Any advice for Johnnies who may be interested in non-profit work or the creative writing life?
For Johnnies interested in pursuing the creative writing life, I would say [that] having a day job is really good. The best advice I got as a young writer was [to] keep a low overhead and recognize that you can write in a million ways. I write every single day for my fiction work and I also write for my day job. You can use the skills of narrative and adapt them to all kinds of things in the same way that you can use the skills of inquiry and adapt them to any book. So I think that’s the biggest thing, to write everything and don’t be afraid to write everything, just like St. John’s makes you unafraid to read anything.

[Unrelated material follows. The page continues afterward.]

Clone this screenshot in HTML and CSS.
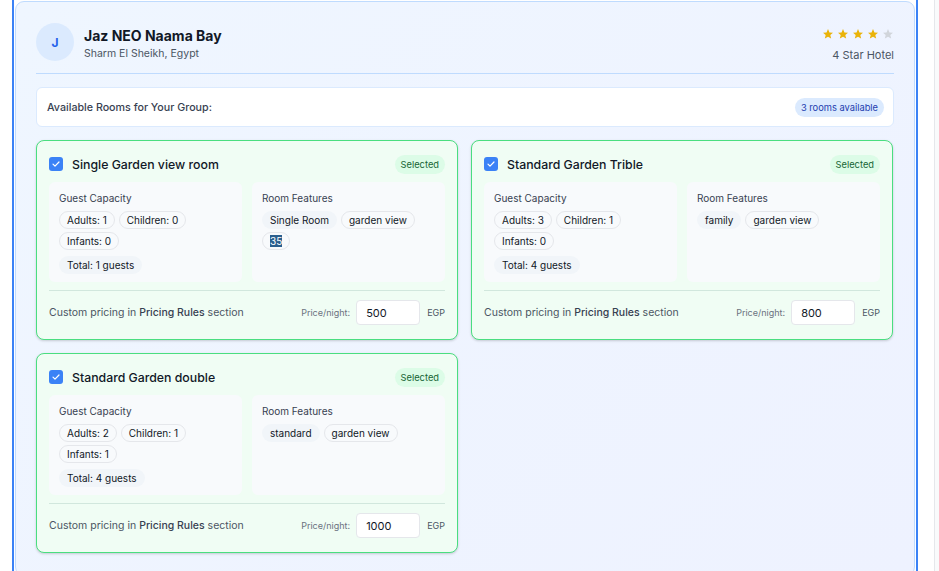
FILE: index.html
```html
<!DOCTYPE html>
<html lang="en">
<head>
<meta charset="utf-8">
<title>Hotel rooms</title>
<link rel="stylesheet" href="styles.css">
</head>
<body>
<div class="page">
  <div class="frame">
    <section class="hotel">
      <header class="hotel-head">
        <div class="hotel-id">
          <div class="avatar">J</div>
          <div class="hotel-text">
            <h1 class="hotel-name">Jaz NEO Naama Bay</h1>
            <p class="hotel-loc">Sharm El Sheikh, Egypt</p>
          </div>
        </div>
        <div class="hotel-rating">
          <div class="stars">
            <svg class="star on" viewBox="0 0 24 24"><path d="M12 2l2.9 6.9 7.1.6-5.4 4.7 1.7 7-6.3-3.9-6.3 3.9 1.7-7L2 9.5l7.1-.6z"/></svg>
            <svg class="star on" viewBox="0 0 24 24"><path d="M12 2l2.9 6.9 7.1.6-5.4 4.7 1.7 7-6.3-3.9-6.3 3.9 1.7-7L2 9.5l7.1-.6z"/></svg>
            <svg class="star on" viewBox="0 0 24 24"><path d="M12 2l2.9 6.9 7.1.6-5.4 4.7 1.7 7-6.3-3.9-6.3 3.9 1.7-7L2 9.5l7.1-.6z"/></svg>
            <svg class="star on" viewBox="0 0 24 24"><path d="M12 2l2.9 6.9 7.1.6-5.4 4.7 1.7 7-6.3-3.9-6.3 3.9 1.7-7L2 9.5l7.1-.6z"/></svg>
            <svg class="star off" viewBox="0 0 24 24"><path d="M12 2l2.9 6.9 7.1.6-5.4 4.7 1.7 7-6.3-3.9-6.3 3.9 1.7-7L2 9.5l7.1-.6z"/></svg>
          </div>
          <div class="rating-label">4 Star Hotel</div>
        </div>
      </header>

      <div class="avail">
        <span class="avail-title">Available Rooms for Your Group:</span>
        <span class="avail-badge">3 rooms available</span>
      </div>

      <div class="rooms">
        <article class="room">
          <div class="room-head">
            <div class="room-title-wrap">
              <span class="checkbox"><svg viewBox="0 0 14 14"><path d="M4 7.2l2 2 4-4.2" fill="none" stroke="#fff" stroke-width="1.2" stroke-linecap="round" stroke-linejoin="round"/></svg></span>
              <h2 class="room-title">Single Garden view room</h2>
            </div>
            <span class="selected">Selected</span>
          </div>
          <div class="room-body">
            <div class="panel">
              <div class="panel-label">Guest Capacity</div>
              <div class="tags">
                <span class="tag outline">Adults: 1</span>
                <span class="tag outline">Children: 0</span>
                <span class="tag outline">Infants: 0</span>
              </div>
              <div class="tags total-row"><span class="tag filled">Total: 1 guests</span></div>
            </div>
            <div class="panel">
              <div class="panel-label">Room Features</div>
              <div class="tags">
                <span class="tag filled">Single Room</span>
                <span class="tag outline">garden view</span>
                <span class="tag outline"><span class="hl">35</span></span>
              </div>
            </div>
          </div>
          <div class="room-foot">
            <span class="pricing-note">Custom pricing in <strong>Pricing Rules</strong> section</span>
            <div class="price">
              <span class="price-label">Price/night:</span>
              <input class="price-input" type="text" value="500">
              <span class="currency">EGP</span>
            </div>
          </div>
        </article>

        <article class="room">
          <div class="room-head">
            <div class="room-title-wrap">
              <span class="checkbox"><svg viewBox="0 0 14 14"><path d="M4 7.2l2 2 4-4.2" fill="none" stroke="#fff" stroke-width="1.2" stroke-linecap="round" stroke-linejoin="round"/></svg></span>
              <h2 class="room-title">Standard Garden Trible</h2>
            </div>
            <span class="selected">Selected</span>
          </div>
          <div class="room-body">
            <div class="panel">
              <div class="panel-label">Guest Capacity</div>
              <div class="tags">
                <span class="tag outline">Adults: 3</span>
                <span class="tag outline">Children: 1</span>
                <span class="tag outline">Infants: 0</span>
              </div>
              <div class="tags total-row"><span class="tag filled">Total: 4 guests</span></div>
            </div>
            <div class="panel">
              <div class="panel-label">Room Features</div>
              <div class="tags">
                <span class="tag filled">family</span>
                <span class="tag outline">garden view</span>
              </div>
            </div>
          </div>
          <div class="room-foot">
            <span class="pricing-note">Custom pricing in <strong>Pricing Rules</strong> section</span>
            <div class="price">
              <span class="price-label">Price/night:</span>
              <input class="price-input" type="text" value="800">
              <span class="currency">EGP</span>
            </div>
          </div>
        </article>

        <article class="room">
          <div class="room-head">
            <div class="room-title-wrap">
              <span class="checkbox"><svg viewBox="0 0 14 14"><path d="M4 7.2l2 2 4-4.2" fill="none" stroke="#fff" stroke-width="1.2" stroke-linecap="round" stroke-linejoin="round"/></svg></span>
              <h2 class="room-title">Standard Garden double</h2>
            </div>
            <span class="selected">Selected</span>
          </div>
          <div class="room-body">
            <div class="panel">
              <div class="panel-label">Guest Capacity</div>
              <div class="tags">
                <span class="tag outline">Adults: 2</span>
                <span class="tag outline">Children: 1</span>
                <span class="tag outline">Infants: 1</span>
              </div>
              <div class="tags total-row"><span class="tag filled">Total: 4 guests</span></div>
            </div>
            <div class="panel">
              <div class="panel-label">Room Features</div>
              <div class="tags">
                <span class="tag filled">standard</span>
                <span class="tag outline">garden view</span>
              </div>
            </div>
          </div>
          <div class="room-foot">
            <span class="pricing-note">Custom pricing in <strong>Pricing Rules</strong> section</span>
            <div class="price">
              <span class="price-label">Price/night:</span>
              <input class="price-input" type="text" value="1000">
              <span class="currency">EGP</span>
            </div>
          </div>
        </article>
      </div>
    </section>
  </div>
  <div class="gutter"></div>
  <div class="scrolltrack"></div>
</div>
</body>
</html>
```

FILE: styles.css
```css
* { box-sizing: border-box; }
html, body { margin: 0; padding: 0; height: 100%; overflow: hidden; }
body {
  font-family: Inter, "Noto Sans", Arial, sans-serif;
  color: #111827;
  background: #fff;
}
.page {
  display: flex;
  height: 571px;
  padding-left: 12px;
}
.frame {
  width: 906px;
  flex: none;
  border-left: 2px solid #3b82f6;
  border-right: 2px solid #3b82f6;
  padding: 1px 1px 0 1px;
}
.gutter { width: 16px; flex: none; }
.scrolltrack {
  flex: 1;
  border-left: 1px solid #e5e7eb;
  background: #f9fafb;
}
.hotel {
  width: 900px;
  min-height: 575px;
  border: 1px solid #bfdbfe;
  border-radius: 9px;
  background: linear-gradient(135deg, #eff6ff 0%, #eef2ff 100%);
  padding: 21px 20px 20px 20px;
}
.hotel-head {
  display: flex;
  justify-content: space-between;
  align-items: flex-start;
  padding-bottom: 11px;
  border-bottom: 1px solid #bfdbfe;
}
.hotel-id { display: flex; align-items: flex-start; gap: 10px; }
.avatar {
  width: 38px; height: 38px;
  border-radius: 50%;
  background: #dbeafe;
  color: #2563eb;
  font-weight: 700;
  font-size: 12px;
  display: flex; align-items: center; justify-content: center;
}
.hotel-text { padding-top: 3px; }
.hotel-name {
  margin: 0;
  font-size: 14px;
  font-weight: 700;
  line-height: 20px;
  color: #111827;
}
.hotel-loc {
  margin: 1px 0 0;
  font-size: 10.5px;
  line-height: 14px;
  color: #4b5563;
}
.hotel-rating {
  display: flex; flex-direction: column; align-items: flex-end;
  padding-top: 5px;
}
.stars { display: flex; gap: 3px; }
.star { width: 12px; height: 12px; }
.star.on { fill: #eab308; }
.star.off { fill: #d1d5db; }
.rating-label {
  margin-top: 8px;
  font-size: 11px;
  line-height: 14px;
  color: #4b5563;
}
.avail {
  margin-top: 13px;
  height: 40px;
  background: #fff;
  border: 1px solid #dbeafe;
  border-radius: 6px;
  display: flex; align-items: center; justify-content: space-between;
  padding: 0 9px 0 10px;
}
.avail-title { font-size: 10.7px; font-weight: 500; color: #374151; }
.avail-badge {
  background: #dbeafe;
  color: #1e40af;
  font-size: 9.3px;
  line-height: 19px;
  padding: 0 6px;
  border-radius: 10px;
}
.rooms {
  margin-top: 13px;
  display: grid;
  grid-template-columns: 422px 422px;
  gap: 13px;
}
.room {
  background: #f0fdf4;
  border: 1px solid #4ade80;
  border-radius: 8px;
  box-shadow: 0 1px 3px rgba(0,0,0,0.12), 0 1px 2px rgba(0,0,0,0.06);
  padding: 13px 12px 14px 12px;
}
.room-head {
  display: flex; justify-content: space-between; align-items: center;
  height: 20px;
}
.room-title-wrap { display: flex; align-items: center; gap: 9px; }
.checkbox {
  width: 14px; height: 14px;
  background: #3b82f6;
  border-radius: 3px;
  display: flex;
}
.checkbox svg { width: 14px; height: 14px; }
.room-title {
  margin: 0;
  font-size: 12.3px;
  font-weight: 500;
  color: #111827;
}
.selected {
  background: #dcfce7;
  color: #166534;
  font-size: 9.3px;
  line-height: 19px;
  padding: 0 6px;
  border-radius: 10px;
}
.room-body {
  margin-top: 8px;
  display: grid;
  grid-template-columns: 1fr 1fr;
  gap: 10px;
  padding-bottom: 8px;
  border-bottom: 1px solid #d1e7dd;
}
.panel {
  background: #f8fafc;
  border-radius: 6px;
  padding: 9px 10px 8px;
  min-height: 100px;
}
.panel-label {
  font-size: 10px;
  line-height: 14px;
  color: #374151;
  margin-bottom: 6px;
}
.tags { display: flex; flex-wrap: wrap; gap: 3px 4px; }
.total-row { margin-top: 6px; }
.tag {
  font-size: 10px;
  line-height: 16px;
  padding: 0 7px;
  border-radius: 9px;
  color: #111827;
  border: 1px solid transparent;
}
.tag.outline { border-color: #e5e7eb; background: #f8fafc; }
.tag.filled { background: #f1f5f9; }
.hl { background: #2b5f8e; color: #fff; }
.room-foot {
  margin-top: 9px;
  display: flex; justify-content: space-between; align-items: center;
}
.pricing-note { font-size: 10.5px; color: #4b5563; }
.pricing-note strong { font-weight: 500; color: #374151; }
.price { display: flex; align-items: center; }
.price-label { font-size: 9px; color: #6b7280; margin-right: 6px; }
.price-input {
  width: 64px; height: 25px;
  border: 1px solid #e5e7eb;
  border-radius: 4px;
  background: #fff;
  font-family: inherit;
  font-size: 11px;
  color: #111827;
  padding: 0 9px;
  outline: none;
}
.currency { font-size: 9px; color: #4b5563; margin-left: 7px; }
```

In terms of getting into non-profit work, in general I would say to apply your spirit of inquiry and questioning to the fundamentals of the field you’re entering. If you can go into a non-profit environment that appreciates the spirit of drilling down to first principles and unpacking ideas, figuring out what we’re actually trying to do here, whatever issue you’re tackling, it can make you really powerful in that space. I know that St. John’s skill is definitely something my employer appreciates. If your issue is homelessness, or campaign finance reform, or data security—whatever it is, there’s always going to be a deeper, more complicated problem to solve. We learn that at St. John’s over and over. People can get very dialed-in to the thought that there is one way to solve a problem. And I think St. John’s people have so much facility in asking better questions of the fields that they’re in, and that’s something that we really, really need in America right now.